I'll be waiting with bated breath for my Love Sonnet to arrive. :P

((Hugs))
Laura

TomCat said...

I'll be back.

Off topic: Randal, did you get my email about moving the league? If not check today's open thread.

Tom Harper said...

"Joyce DeWitt was the finer." Oh yeah??? Suzanne Somers is still doing infomercials. Seen or heard anything from Joyce DeWitt in the last 20 years?

A truly talented original like Suzanne Somers will be around forever; or until she starts to look 45 or so (which won't happen 'til she's 80).

lisahgolden said...

Oh no you din't.

I ain't writin' nothin'.

And I ain't no poet. I'm a smacktivist.

lisahgolden said...

Oh no you din't.

I ain't writin' nothin'.

And I ain't no poet. I'm a smacktivist.

S.W. Anderson said...

Yeah, yeah, write for the soul or for the market, depending on survival needs and skills, or desire or lack or same for others' approval.
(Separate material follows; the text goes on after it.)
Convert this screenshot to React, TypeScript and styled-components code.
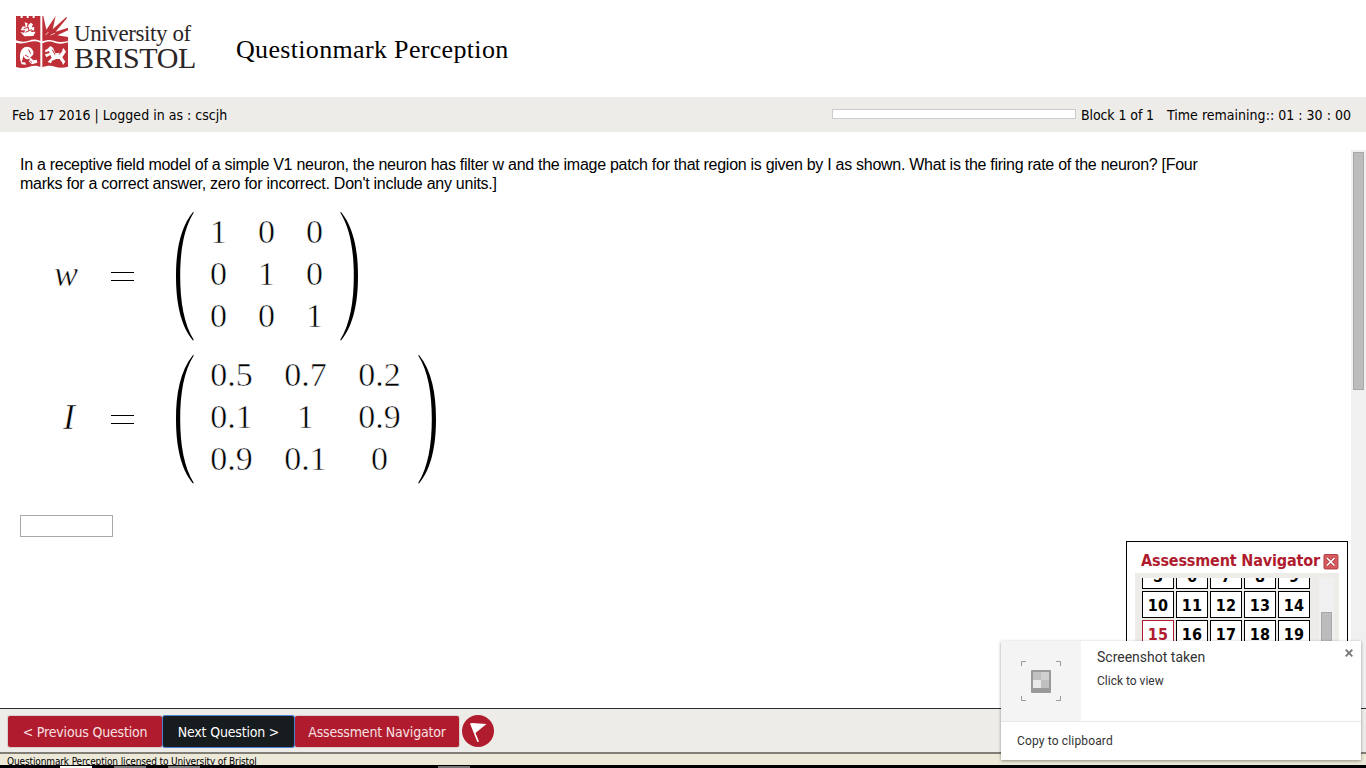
import React from "react";
import styled, { createGlobalStyle } from "styled-components";

const tahoma = `"DejaVu Sans Condensed", "DejaVu Sans", Tahoma, sans-serif`;

const GlobalStyle = createGlobalStyle`
  * { box-sizing: border-box; }
  body { margin: 0; background: #fff; color: #000; overflow: hidden; }
`;

const Page = styled.div`
  position: relative;
  display: flex;
  flex-direction: column;
  width: 1366px;
  height: 768px;
  overflow: hidden;
  white-space: nowrap;
`;

const Header = styled.header`
  display: flex;
  height: 97px;
  padding: 16px 0 0 16px;
`;

const Brand = styled.div`
  display: flex;
  gap: 6px;
  width: 220px;
`;

const Wordmark = styled.div`
  color: #2b2526;
  font-family: "Liberation Serif", serif;
  padding-top: 6px;
`;

const WordmarkLine = styled.div<{ $size: number; $height: number; $spacing: number }>`
  font-size: ${(p) => p.$size}px;
  line-height: ${(p) => p.$height}px;
  letter-spacing: ${(p) => p.$spacing}px;
`;

const Title = styled.h1`
  margin: 17px 0 0;
  font: 400 26px/34px "Liberation Serif", Georgia, serif;
  letter-spacing: 0.33px;
`;

const StatusBar = styled.div`
  display: flex;
  align-items: center;
  height: 35px;
  padding: 1px 15px 0 12px;
  background: #eeece8;
  font: 14px/20px ${tahoma};
`;

const Login = styled.span`
  flex: 1;
  letter-spacing: 0.02px;
`;

const Progress = styled.div`
  width: 244px;
  height: 10px;
  margin: 0 5px 3px 0;
  border: 1px solid #ccc;
  background: #fff;
`;

const Block = styled.span`
  width: 86px;
  letter-spacing: -0.1px;
`;

const Timer = styled.span`
  width: 184px;
  letter-spacing: 0.02px;
`;

const Main = styled.main`
  display: flex;
  height: 576px;
`;

const Question = styled.section`
  flex: 1;
  padding: 23px 0 0 20px;
`;

const Prompt = styled.p`
  margin: 0;
  font: 16px/19px "Liberation Sans", Arial, sans-serif;
  height: 38px;
`;

const PromptLine = styled.span<{ $spacing: number }>`
  display: block;
  letter-spacing: ${(p) => p.$spacing}px;
`;

const Equation = styled.div`
  display: flex;
  height: 130px;
  margin: 18px 0 0 33px;
  font: 34px/42px "Liberation Serif", serif;
  -webkit-text-stroke: 0.55px #fff;

  & + & { margin-top: 13px; }
`;

const Variable = styled.div<{ $inset: number }>`
  width: 57px;
  padding: 42px 0 0 ${(p) => p.$inset}px;
  font-size: 36px;
  font-style: italic;
`;

const EqualsSign = styled.div`
  display: flex;
  flex-direction: column;
  gap: 7px;
  width: 66px;
  padding: 61px 0 0 1px;

  &::before, &::after {
    content: "";
    width: 23px;
    height: 1px;
    background: #000;
  }
`;

const Matrix = styled.div<{ $cell: number; $gap: number }>`
  display: grid;
  grid-template-columns: repeat(3, ${(p) => p.$cell}px);
  grid-auto-rows: 42px;
  column-gap: ${(p) => p.$gap}px;
  padding: 0 16px 0 15px;
  text-align: center;
`;

const Answer = styled.input`
  display: block;
  width: 93px;
  height: 22px;
  margin-top: 31px;
  border: 1px solid #a9a9a9;
  background: #fff;
`;

const Scrollbar = styled.div`
  width: 15px;
  height: 558px;
  margin-top: 18px;
  padding: 2px;
  background: #f0f0f0;
`;

const Thumb = styled.div<{ $height: number }>`
  height: ${(p) => p.$height}px;
  width: 11px;
  border: 1px solid #a8a8a8;
  background: #bcbcbc;
`;

const Toolbar = styled.nav`
  display: flex;
  height: 44px;
  padding: 7px 0 0 8px;
  border-top: 1px solid #2a2d30;
  background: #eeece8;
`;

const ToolButton = styled.button<{ $width: number; $active?: boolean }>`
  width: ${(p) => p.$width}px;
  height: 31px;
  margin-right: 1px;
  padding: 0;
  border: 0;
  border-radius: 2px;
  background: ${(p) => (p.$active ? "#171c1f" : "#b01c2e")};
  box-shadow: 0 0 0 1px ${(p) => (p.$active ? "#4c83d6" : "#d9cfcb")};
  z-index: ${(p) => (p.$active ? 1 : 0)};
  color: ${(p) => (p.$active ? "#fff" : "#f8e0e2")};
  font: 14px/32px ${tahoma};
  letter-spacing: -0.18px;
  white-space: nowrap;
`;

const FlagIcon = styled.svg`
  margin: -1px 0 0 2px;
`;

const License = styled.footer`
  height: 13px;
  padding-left: 7px;
  overflow: hidden;
  border-top: 2px solid #817e75;
  background: #ece9d8;
  font: 10px/15px ${tahoma};
  letter-spacing: -0.125px;
`;

const Shelf = styled.div`
  display: flex;
  height: 3px;
  padding-left: 60px;
  gap: 22px;
  background: #000;
`;

const ShelfMark = styled.i<{ $color: string; $offset?: number }>`
  width: 32px;
  height: 2px;
  margin: 1px 0 0 ${(p) => p.$offset || 0}px;
  background: ${(p) => p.$color};
`;

const Navigator = styled.aside`
  position: absolute;
  left: 1126px;
  top: 541px;
  width: 222px;
  height: 150px;
  padding: 7px 8px;
  border: 1px solid #000;
  background: #fff;
`;

const NavigatorHead = styled.div`
  display: flex;
  align-items: center;
  gap: 3px;
  height: 24px;
  padding-left: 6px;
  color: #b01c2e;
  font: 700 16px/22px ${tahoma};
`;

const NavigatorTitle = styled.span`
  width: 180px;
  letter-spacing: -0.16px;
`;

const CloseIcon = styled.svg`
  margin-top: 1px;
`;

const NavigatorBody = styled.div`
  display: flex;
  height: 110px;
  padding: 5px 5px 0 7px;
  overflow: hidden;
  background: #eeece8;
`;

const NumberWindow = styled.div`
  width: 177px;
  overflow: hidden;
`;

const NumberGrid = styled.div`
  display: grid;
  grid-template-columns: repeat(5, 32px);
  grid-auto-rows: 27px;
  gap: 2px;
  margin-top: -16px;
`;

const NumberCell = styled.div<{ $current: boolean }>`
  border: 1px solid ${(p) => (p.$current ? "#b01c2e" : "#000")};
  background: #fff;
  color: ${(p) => (p.$current ? "#b01c2e" : "#000")};
  font: 700 16px/27px ${tahoma};
  letter-spacing: 0.2px;
  text-align: center;
`;

const NumberScroll = styled.div`
  width: 15px;
  padding: 34px 2px 0;
  background: #f0f0f0;
`;

const Toast = styled.div`
  position: absolute;
  left: 1001px;
  top: 641px;
  width: 360px;
  height: 119px;
  background: #fff;
  box-shadow: 0 1px 3px rgba(0, 0, 0, 0.4);
  color: #333;
  font-family: Roboto, sans-serif;
`;

const ToastTop = styled.div`
  display: flex;
  height: 80px;
`;

const ToastImage = styled.div`
  width: 80px;
  padding: 20px;
  background: #f4f4f4;
`;

const ToastText = styled.div`
  flex: 1;
  padding: 6px 0 0 16px;
`;

const ToastTitle = styled.div`
  font-size: 14px;
  line-height: 20px;
`;

const ToastHint = styled.div`
  padding-top: 5px;
  font-size: 12px;
  line-height: 18px;
`;

const ToastClose = styled.svg`
  margin: 8px 8px 0 0;
`;

const ToastAction = styled.div`
  height: 39px;
  padding-left: 16px;
  border-top: 1px solid #e8e8e8;
  font-size: 12px;
  line-height: 38px;
  letter-spacing: 0.15px;
`;

const Crest = () => (
  <svg width="52" height="52" viewBox="0 0 156 156">
    <g fill="#bf2f38">
      <path d="M0 0H14V6H20V0H32V6H38V0H50V6H56V0H73V75C61 69 51 69 38 74C24 79 12 77 0 73Z" />
      <path d="M79 0L82 0L91 41L119 0L110 40L151 3L153 6L119 47L156 35V43L124 58L156 63V75C139 79 127 79 114 74C101 70 91 72 79 76Z" />
      <path d="M0 80C13 84 26 82 39 78C51 75 61 75 73 80V153C61 147 50 149 38 153C25 157 12 157 0 153Z" />
      <path d="M79 82C93 76 103 75 116 80C129 84 142 84 156 79V152C142 156 130 157 117 152C103 148 93 149 79 154Z" />
    </g>
    <g fill="#fff">
      <path d="M26 18L36 23L34 30L44 20L51 25L47 34L55 33L54 44L47 42L45 48L59 47L52 60L25 61L13 48L24 50L28 43L14 43L20 31L29 32Z" />
      <path d="M18 100C29 87 45 92 51 104C55 114 50 120 42 124L52 133L62 131L64 140L48 145L39 137L42 128C32 133 22 127 23 118L17 139L27 139L31 146L17 145C10 128 10 112 18 100Z" />
      <path d="M95 98L103 90L111 95L118 112L134 110L142 96L150 107L145 115L139 124L148 137L141 147L139 140L131 129L121 129L108 134L105 142L95 138L107 125L103 117L91 124L87 115L101 111L99 105L88 109L87 103Z" />
    </g>
    <path d="M23 38L36 34M28 49L47 41M34 25L39 44M27 117L38 123M38 101L44 113M43 136L48 139M109 101L117 116M129 116L139 104" fill="none" stroke="#bf2f38" strokeWidth="3" />
    <path d="M97 48L89 57M117 52L104 57" stroke="#fff" strokeWidth="2" />
  </svg>
);

const Paren = ({ flip = false }: { flip?: boolean }) => (
  <svg width="19" height="130" viewBox="0 0 19 130">
    <path
      transform={flip ? "translate(19 0) scale(-1 1)" : undefined}
      d="M17 1C4 17 0 40 0 65S4 114 17 129.5L17.8 129C8 113 4.2 91 4.2 65S8 17 17.8 1.5Z"
    />
  </svg>
);

const weights = ["1", "0", "0", "0", "1", "0", "0", "0", "1"];
const patch = ["0.5", "0.7", "0.2", "0.1", "1", "0.9", "0.9", "0.1", "0"];
const questions = Array.from({ length: 15 }, (_, i) => i + 5);

export default function App() {
  return (
    <Page>
      <GlobalStyle />
      <Header>
        <Brand>
          <Crest />
          <Wordmark>
            <WordmarkLine $size={23} $height={24} $spacing={-0.4}>University of</WordmarkLine>
            <WordmarkLine $size={30} $height={24} $spacing={-0.35}>BRISTOL</WordmarkLine>
          </Wordmark>
        </Brand>
        <Title>Questionmark Perception</Title>
      </Header>
      <StatusBar>
        <Login>Feb 17 2016 | Logged in as : cscjh</Login>
        <Progress />
        <Block>Block 1 of 1</Block>
        <Timer>Time remaining:: 01 : 30 : 00</Timer>
      </StatusBar>
      <Main>
        <Question>
          <Prompt>
            <PromptLine $spacing={-0.28}>
              In a receptive field model of a simple V1 neuron, the neuron has filter w and the image patch for that region is given by I as shown. What is the firing rate of the neuron? [Four
            </PromptLine>
            <PromptLine $spacing={-0.26}>marks for a correct answer, zero for incorrect. Don't include any units.]</PromptLine>
          </Prompt>
          <Equation>
            <Variable $inset={1}>w</Variable>
            <EqualsSign />
            <Paren />
            <Matrix $cell={17} $gap={31}>
              {weights.map((n, i) => <span key={i}>{n}</span>)}
            </Matrix>
            <Paren flip />
          </Equation>
          <Equation>
            <Variable $inset={10}>I</Variable>
            <EqualsSign />
            <Paren />
            <Matrix $cell={43} $gap={31}>
              {patch.map((n, i) => <span key={i}>{n}</span>)}
            </Matrix>
            <Paren flip />
          </Equation>
          <Answer aria-label="Answer" />
        </Question>
        <Scrollbar><Thumb $height={238} /></Scrollbar>
      </Main>
      <Toolbar>
        <ToolButton $width={154}>&lt; Previous Question</ToolButton>
        <ToolButton $width={131} $active>Next Question &gt;</ToolButton>
        <ToolButton $width={164}>Assessment Navigator</ToolButton>
        <FlagIcon width="32" height="32" viewBox="0 0 32 32">
          <circle cx="16" cy="16" r="16" fill="#b01c2e" />
          <path d="M8 8.5L10 8L24.5 9L13.5 18L17 26.5L15.4 27Z" fill="#fff" />
        </FlagIcon>
      </Toolbar>
      <License>Questionmark Perception licensed to University of Bristol</License>
      <Shelf>
        <ShelfMark $color="#fff" />
        <ShelfMark $color="#777" />
        <ShelfMark $color="#777" />
        <ShelfMark $color="#777" $offset={216} />
      </Shelf>
      <Navigator>
        <NavigatorHead>
          <NavigatorTitle>Assessment Navigator</NavigatorTitle>
          <CloseIcon width="16" height="16" viewBox="0 0 16 16">
            <rect x="1" y=".5" width="14" height="14.5" rx="1" fill="#d75a5e" stroke="#ad3e45" />
            <path d="M4 4L11.5 11.5M11.5 4L4 11.5" stroke="#a93e42" strokeWidth="3.2" />
            <path d="M4 4L11.5 11.5M11.5 4L4 11.5" stroke="#fff" strokeWidth="1.7" />
          </CloseIcon>
        </NavigatorHead>
        <NavigatorBody>
          <NumberWindow>
            <NumberGrid>
              {questions.map((n) => <NumberCell key={n} $current={n === 15}>{n}</NumberCell>)}
            </NumberGrid>
          </NumberWindow>
          <NumberScroll><Thumb $height={70} /></NumberScroll>
        </NavigatorBody>
      </Navigator>
      <Toast>
        <ToastTop>
          <ToastImage>
            <svg width="40" height="40" viewBox="0 0 40 40">
              <path d="M.5 5V.5H5M35 .5H39.5V5M.5 35V39.5H5M35 39.5H39.5V35" fill="none" stroke="#999" />
              <rect x="10" y="9" width="20" height="23" rx="1" fill="#999" />
              <path d="M12 11H20V19H12ZM20 19H28V27H20Z" fill="#c0c0c0" />
              <path d="M20 11H28V19H20Z" fill="#d0d0d0" />
              <path d="M12 19H20V27H12Z" fill="#e8e8e8" />
            </svg>
          </ToastImage>
          <ToastText>
            <ToastTitle>Screenshot taken</ToastTitle>
            <ToastHint>Click to view</ToastHint>
          </ToastText>
          <ToastClose width="8" height="8" viewBox="0 0 8 8">
            <path d="M.7 .7L7.3 7.3M7.3 .7L.7 7.3" stroke="#777" strokeWidth="1.9" />
          </ToastClose>
        </ToastTop>
        <ToastAction>Copy to clipboard</ToastAction>
      </Toast>
    </Page>
  );
}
On a more practical level, thanks for helping me understand why the ol' turbine is always such a mess.

susan said...

Write, draw, sing or dance. It's all part of upping the aesthetic level of our anaesthetic culture. So there. Poesy on :-)

Randal Graves said...

sunshine, I think you're just lazy. Are you sure you're Canadian?
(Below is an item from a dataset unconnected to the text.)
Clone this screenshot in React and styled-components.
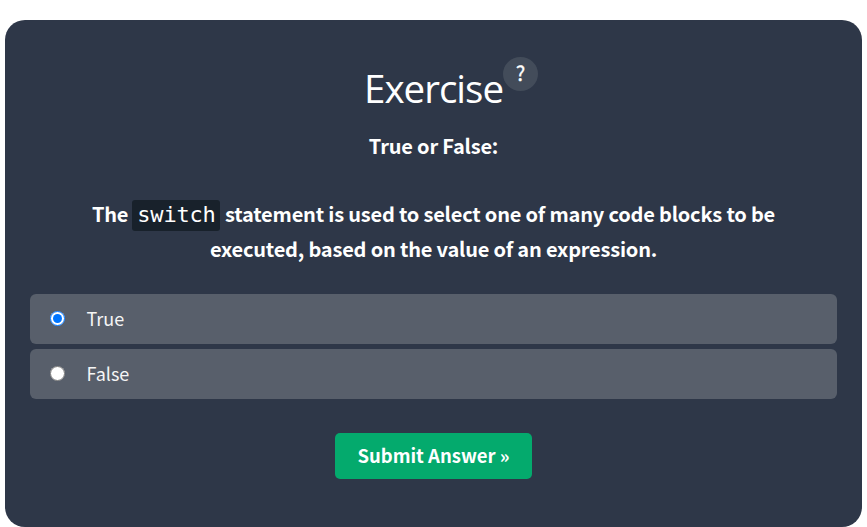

tomcat, speaking of lazy, I did, I just haven't gotten around to joining up yet.

tom, oh, infomercials, there's something to be proud of, unless you're Saint Billy and he's no longer with us sniff.

lisa, beeyotch!

SWA, dead birds man, dead birds.

susan, dance? Not this white boy.

TomCat said...

Better get it done, my friend. The draft is next Saturday and I'll have to open it to the public tomorrow.

Commander Zaius said...

Joyce DeWitt was the finer;

Sorry I'm late but after reading the editorial I fell into a deep coma. I agree Joyce was bay far the sexier but my preferences were always off the main stream.

I always though Betty Rubble was hotter than Wilma and that Jan Smithers on WKRP was lightyears more attractive than Loni.

Dr. Zaius said...

What kind of oranges are best for navel gazing?